Workers transport soil containing rare earth elements for export at a port in Lianyungang, Jiangsu province, China.

(REUTERS)

For years, a mining project in Africa held the promise of helping free the West from its dependence on China for rare earths. Some weeks back, it fell into Chinese hands.

The failure of Peak Rare Earths, an Australian mining company, to build a China-free supply of rare-earth minerals offers a look at how Beijing came to dominate the global supply of critical minerals—a position it is now deftly leveraging for geopolitical gain. China has choked off the supply of rare earths to wring key concessions from President Trump in his trade war.
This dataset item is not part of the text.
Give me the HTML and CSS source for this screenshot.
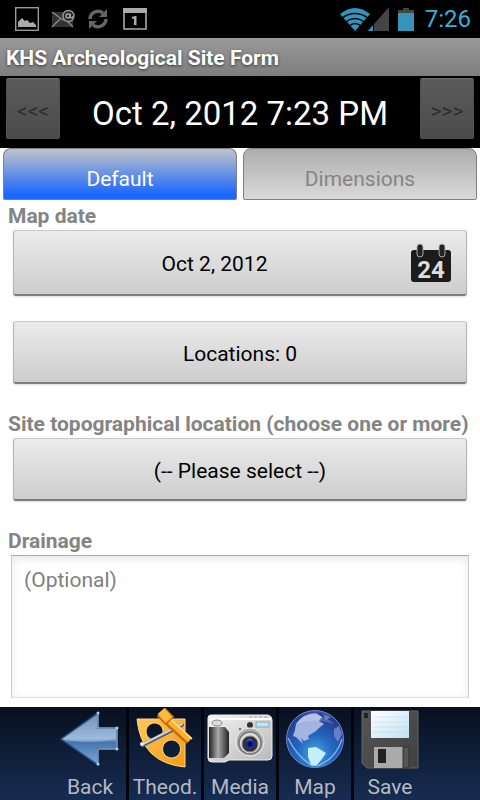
FILE: index.html
```html
<!DOCTYPE html>
<html lang="en">
<head>
<meta charset="utf-8">
<meta name="viewport" content="width=device-width, initial-scale=1">
<title>KHS Archeological Site Form</title>
<link rel="stylesheet" href="styles.css">
</head>
<body>
<div class="screen">
  <div class="status">
    <div class="notices">
      <svg width="24" height="24" viewBox="0 0 24 24" aria-hidden="true"><rect x=".7" y=".7" width="22.6" height="22.6" fill="none" stroke="#999" stroke-width="1.4"/><path d="M3 20v-5l4-4 3 3 2-1 3 3 3-1 3 3v2z" fill="#aaa"/></svg>
      <svg width="24" height="20" viewBox="0 0 24 20" aria-hidden="true"><path d="M1 3h21v15H1z" fill="#333"/><path d="M1 3l11 8 5-4M1 18l8-8M22 18l-7-7" fill="none" stroke="#8a8a8a" stroke-width="1.3"/><circle cx="17.500" cy="7" r="5.500" fill="#222" stroke="#999" stroke-width="1.400"/><circle cx="17" cy="7" r="2" fill="none" stroke="#aaa" stroke-width="1.400"/><path d="M19.200 4.500v3.500q1 2 3-.5" fill="none" stroke="#aaa" stroke-width="1.300"/></svg>
      <svg width="22" height="22" viewBox="0 0 22 22" aria-hidden="true"><path d="M3 11a8 8 0 0 1 13-6M19 11a8 8 0 0 1-13 6" fill="none" stroke="#666" stroke-width="3.500"/><path d="M20 1v8h-8zM2 21v-8h8z" fill="#666"/></svg>
      <svg class="cal" width="24" height="22" viewBox="0 0 24 22" aria-hidden="true"><path d="M1 1h22v20H1z" fill="none" stroke="#aaa" stroke-width="1.600"/><path d="M0 0h24v5H0z" fill="#aaa"/><path d="M9 9l3-1h1.500v9H11v-6.500l-2 .5z" fill="#aaa"/></svg>
    </div>
    <div class="system">
      <svg width="30" height="23" viewBox="0 0 30 23" aria-hidden="true"><path d="M0 6Q15-6 30 6L15 23z" fill="#3494bb"/><path d="M2 10q13-9 26 0M5.500 14q9.500-7 19 0M9 18q6-5 12 0" fill="none" stroke="#000" stroke-width="1.500"/></svg>
      <svg class="signal" width="21" height="24" viewBox="0 0 21 24" aria-hidden="true"><path d="M21 0v24H0z" fill="#444"/><path d="M5 18v6H0z" fill="#3494bb"/><path d="M5.500 17v7" stroke="#000"/></svg>
      <svg class="battery" width="16" height="23" viewBox="0 0 16 23" aria-hidden="true"><path d="M5 0h6v2h5v4H0V2h5z" fill="#444"/><path d="M0 5h16v18H0z" fill="#3494bb"/></svg>
      <span>7:26</span>
    </div>
  </div>
  <h1 class="title">KHS Archeological Site Form</h1>
  <div class="datebar">
    <button class="step" type="button" aria-label="Previous">&lt;&lt;&lt;</button>
    <div class="when">Oct 2, 2012 7:23 PM</div>
    <button class="step" type="button" aria-label="Next">&gt;&gt;&gt;</button>
  </div>
  <div class="tabs" role="tablist">
    <button class="tab active" type="button" role="tab" aria-selected="true">Default</button>
    <button class="tab" type="button" role="tab" aria-selected="false">Dimensions</button>
  </div>
  <form class="form">
    <label class="label first" for="mapdate">Map date</label>
    <button class="field tall" id="mapdate" type="button">
      <span>Oct 2, 2012</span>
      <svg width="42" height="44" viewBox="0 0 42 44" aria-hidden="true"><rect x="1" y="8" width="40" height="32" rx="3" fill="#1b1b1b"/><rect x="7" y="2" width="6" height="13" rx="3" fill="#222" stroke="#aaa"/><rect x="29" y="2" width="6" height="13" rx="3" fill="#222" stroke="#aaa"/><text x="21" y="36" text-anchor="middle" class="day">24</text></svg>
    </button>
    <button class="field locations" type="button">Locations: 0</button>
    <label class="label" for="topo">Site topographical location (choose one or more)</label>
    <button class="field" id="topo" type="button">(-- Please select --)</button>
    <label class="label" for="drainage">Drainage</label>
    <textarea class="note" id="drainage" placeholder="(Optional)"></textarea>
  </form>
  <nav class="toolbar">
    <button class="tool" type="button">
      <svg width="60" height="60" viewBox="0 0 60 60" aria-hidden="true">
        <defs><linearGradient id="ar" x2="0" y2="1"><stop offset="0" stop-color="#55779f"/><stop offset=".5" stop-color="#8fb2d8"/><stop offset=".56" stop-color="#4773ad"/><stop offset="1" stop-color="#7fa9dd"/></linearGradient></defs>
        <path d="M1 30L38 4V19H57V40H38V56z" fill="url(#ar)" stroke="#294f83" stroke-width="1.500"/><path d="M3 30L37 6V20H56V29Q32 37 3 30z" fill="#b8d2ec" opacity=".3"/><path d="M38 4V19H57M38 56V40H57V19" fill="none" stroke="#a0bedf"/><g fill="#b9cce1"><circle cx="38" cy="4" r="1.500"/><circle cx="57" cy="19" r="1.500"/><circle cx="57" cy="40" r="1.500"/><circle cx="38" cy="55" r="1.500"/></g></svg>
      <span>Back</span>
    </button>
    <button class="tool" type="button">
      <svg width="60" height="60" viewBox="0 0 60 60" aria-hidden="true">
        <defs><linearGradient id="or" x2="1" y2="1"><stop offset="0" stop-color="#ffc85a"/><stop offset="1" stop-color="#f39a16"/></linearGradient></defs>
        <path fill-rule="evenodd" d="M2 10H50V58Q6 54 2 10zM19.500 14a8.500 8.500 0 1 0 .1 0zM36.500 31a9 9 0 1 0 .1 0z" fill="url(#or)" stroke="#ffd788"/>
        <path d="M8 36L47 16" stroke="#59616b" stroke-width="4" stroke-linecap="round"/><path d="M8 35L47 15" stroke="#cdd3da" stroke-width="2" stroke-linecap="round"/><circle cx="7" cy="35" r="2" fill="#eee"/>
        <path d="M29 9L54 32" stroke="#c66b0d" stroke-width="8"/><path d="M30 8L55 31" stroke="#ffaf2b" stroke-width="6"/><path d="M31 6L57 30" stroke="#ffe09a" stroke-width="1.500"/>
        <path d="M26 3L35 12" stroke="#c66b0d" stroke-width="12"/><path d="M26 2L34 11" stroke="#ffb83e" stroke-width="9"/></svg>
      <span>Theod.</span>
    </button>
    <button class="tool" type="button">
      <svg width="66" height="60" viewBox="0 0 66 60" aria-hidden="true">
        <defs><linearGradient id="cm" x2="1" y2="1"><stop offset="0" stop-color="#f4f4f4"/><stop offset="1" stop-color="#b8b8b8"/></linearGradient><linearGradient id="gr"><stop offset="0" stop-color="#222"/><stop offset=".45" stop-color="#aaa"/><stop offset="1" stop-color="#222"/></linearGradient></defs>
        <path d="M1 9Q1 6 4 6H61Q65 7 65 11V47Q65 51 61 51H22L18 53H5Q1 53 1 49z" fill="url(#cm)" stroke="#eee"/><path d="M3 10H64" stroke="#fff" stroke-width="2"/><path d="M42 8h20" stroke="#c99" stroke-dasharray="3 2"/><path d="M2 18H18L22 23V44L17 49H2z" fill="url(#gr)"/><ellipse cx="10" cy="14" rx="5" ry="3" fill="#ddd" stroke="#888"/><rect x="49" y="13" width="13" height="5" fill="#bfe5fb" stroke="#8aa"/><circle cx="43" cy="16" r="3" fill="#333"/><circle cx="33" cy="20" r="1" fill="#444"/><circle cx="43" cy="33" r="14" fill="#aaa" stroke="#eee"/><circle cx="43" cy="34" r="11" fill="#ddd" stroke="#777" stroke-width="1.500"/><circle cx="43" cy="35" r="8" fill="#333" stroke="#888"/><circle cx="43" cy="35" r="5" fill="#1a2bab"/><circle cx="43" cy="35" r="2.500" fill="#101040"/><path d="M40 32l3-2 2 2" fill="none" stroke="#6076d0"/></svg>
      <span>Media</span>
    </button>
    <button class="tool" type="button">
      <svg width="60" height="60" viewBox="0 0 60 60" aria-hidden="true">
        <defs><radialGradient id="gl" cx=".5" cy=".75" r=".8"><stop offset="0" stop-color="#47a5ea"/><stop offset=".4" stop-color="#2467bd"/><stop offset=".85" stop-color="#253a8e"/><stop offset="1" stop-color="#7068c0"/></radialGradient></defs>
        <circle cx="30" cy="30" r="28.500" fill="url(#gl)" stroke="#7484cc"/><path d="M11 15Q18 4 31 4L37 8L34 12L39 15L34 19L31 22L26 25L23 27L24 30L19 32L16 29L18 35L11 28L8 27L10 21z" fill="#b0c0e6" opacity=".9"/><path d="M23 39L31 38L41 44L37 50L31 57L26 56L23 48z" fill="#c5effb"/><path d="M49 20L54 17L57 25L53 33L49 27zM38 5l8 3-5 3z" fill="#8097d6" opacity=".7"/><path d="M3 29Q12 48 28 57M57 30Q51 50 32 57" fill="none" stroke="#8bdbff" stroke-width="1.500" opacity=".7"/><path d="M10 15Q28-4 49 15Q30 8 10 15z" fill="#fff" opacity=".2"/></svg>
      <span>Map</span>
    </button>
    <button class="tool" type="button">
      <svg width="58" height="60" viewBox="0 0 58 60" aria-hidden="true">
        <defs><linearGradient id="fd" x2="1" y2="1"><stop offset="0" stop-color="#555"/><stop offset="1" stop-color="#414141"/></linearGradient><linearGradient id="pp" x2="1" y2="1"><stop offset="0" stop-color="#fff"/><stop offset="1" stop-color="#bfe2f6"/></linearGradient></defs>
        <path d="M1 2H57V59H6L1 54z" fill="url(#fd)" stroke="#666"/><path d="M10 2H48V29H10z" fill="url(#pp)"/><path d="M12 8h34M12 13h34M12 18h34M12 23h34" stroke="#b9cfdd" opacity=".4"/><rect x="3" y="4" width="4" height="5" fill="#222"/><path d="M13 38H42V59H13z" fill="#aaa"/><path d="M42 38H48V59H42z" fill="#555" stroke="#333"/><rect x="17" y="40" width="8" height="14" fill="#222"/></svg>
      <span>Save</span>
    </button>
  </nav>
</div>
</body>
</html>
```

FILE: styles.css
```css
* { box-sizing: border-box; }
body {
  margin: 0;
  background: #fff;
  font-family: Roboto, "Liberation Sans", sans-serif;
  font-size: 21px;
  line-height: 24px;
}
button, textarea { font: inherit; margin: 0; }
svg { display: block; flex: none; overflow: visible; }
.screen { display: flex; flex-direction: column; min-height: 100vh; }

.status {
  display: flex;
  align-items: center;
  justify-content: space-between;
  height: 38px;
  padding: 0 9px 0 15px;
  background: #000;
}
.notices, .system { display: flex; align-items: center; }
.notices { gap: 12px; }
.cal { margin-left: 2px; }
.system { color: #35b0dc; font-size: 24px; }
.signal { margin-left: -2px; }
.battery { margin: 0 11px 0 9px; }

.title {
  margin: 0;
  padding: 8px 6px 6px;
  background: linear-gradient(#999, #7e7e7e);
  color: #fff;
  font-size: 21px;
  font-weight: 700;
  line-height: 24px;
  text-shadow: 0 1px 3px #333;
}

.datebar {
  display: flex;
  justify-content: space-between;
  height: 72px;
  padding: 2px 6px 9px;
  background: #000;
}
.step {
  width: 54px;
  padding: 4px 0 0;
  border: 1px solid #505050;
  border-top-color: #6a6a6a;
  border-radius: 2px;
  background: linear-gradient(#5b5b5b, #4b4b4b);
  color: #2e2e2e;
  font-size: 21px;
}
.when {
  padding-top: 16px;
  color: #fff;
  font-size: 33px;
  line-height: 40px;
}

.tabs { display: flex; gap: 6px; padding: 0 3px; }
.tab {
  flex: 1;
  height: 52px;
  padding: 10px 0 0;
  border: 1px solid #808080;
  border-radius: 8px 8px 2px 2px;
  background: linear-gradient(#adadad, #dadada);
  color: #858585;
}
.tab.active {
  background: linear-gradient(#c0c4c8, #1a66ff 92%);
  border-bottom-color: #4a80e8;
  color: #fff;
}

.form { display: flex; flex-direction: column; flex: 1; padding: 0 8px; }
.label {
  margin-top: 28px;
  padding-bottom: 2px;
  color: #848484;
  font-weight: 700;
  white-space: nowrap;
}
.label.first { margin-top: 4px; }
.field {
  display: flex;
  align-items: center;
  justify-content: center;
  height: 63px;
  margin: 0 5px;
  padding: 3px 14px 0;
  border: 1px solid #b5b5b5;
  border-top-color: #c8c8c8;
  border-bottom: 2px solid #7d7d7d;
  border-radius: 3px;
  background: linear-gradient(#ebebeb, #cdcdcd);
  box-shadow: 0 1px 2px #ddd;
  color: #000;
}
.field.tall { height: 66px; }
.field.tall span { flex: 1; padding-right: 9px; }
.locations { margin-top: 25px; }
.day { fill: #ddd; font-size: 24px; font-weight: 700; }
.note {
  flex: 1;
  min-height: 100px;
  margin: 0 3px 9px;
  padding: 12px;
  border: 1px solid #ccc;
  border-top-color: #aaa;
  border-bottom-color: #e2e2e2;
  background: #fff;
  box-shadow: inset 0 3px 8px #e8e8e8;
  color: #000;
  resize: none;
}
.note::placeholder { color: #808080; opacity: 1; }

.toolbar {
  display: flex;
  justify-content: center;
  height: 93px;
  background: linear-gradient(#07101f, #172c52);
}
.tool {
  display: flex;
  flex-direction: column;
  align-items: center;
  justify-content: space-between;
  width: 72px;
  padding: 2px 0 1px;
  border: 0;
  background: none;
  color: #b4b9c3;
}
.tool + .tool { width: 75px; border-left: 3px solid #02050b; }
```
The sale of Peak to a Chinese rare-earth behemoth earlier this autumn is part of a pattern that means that, by 2029, Beijing will receive all the rare earths flowing from Tanzania, one of the world’s major emerging sources of the elements, according to Benchmark Mineral Intelligence. Some liken it to the grip China enjoys today over cobalt production in the Democratic Republic of Congo.

“This is a very strategic loss,” said Gracelin Baskaran, a critical-minerals expert at the Center for Strategic and International Studies. “This increases [Chinese] market power and it increases their market capacity to destabilize an already very fragile market.”

Since China began restricting the supply of rare-earth minerals to the world earlier this year, Western countries have searched for critical-mineral deposits to quickly bring into production—only to find that Chinese companies have already bought up many of the most promising deposits of rare earths, lithium, nickel and others.

In 2010, Australian company Peak had discovered one of the world’s best rare-earth deposits in Tanzania. Instead of shipping the ore to China, it planned to refine it in the U.K., developing an integrated operation outside of Asia.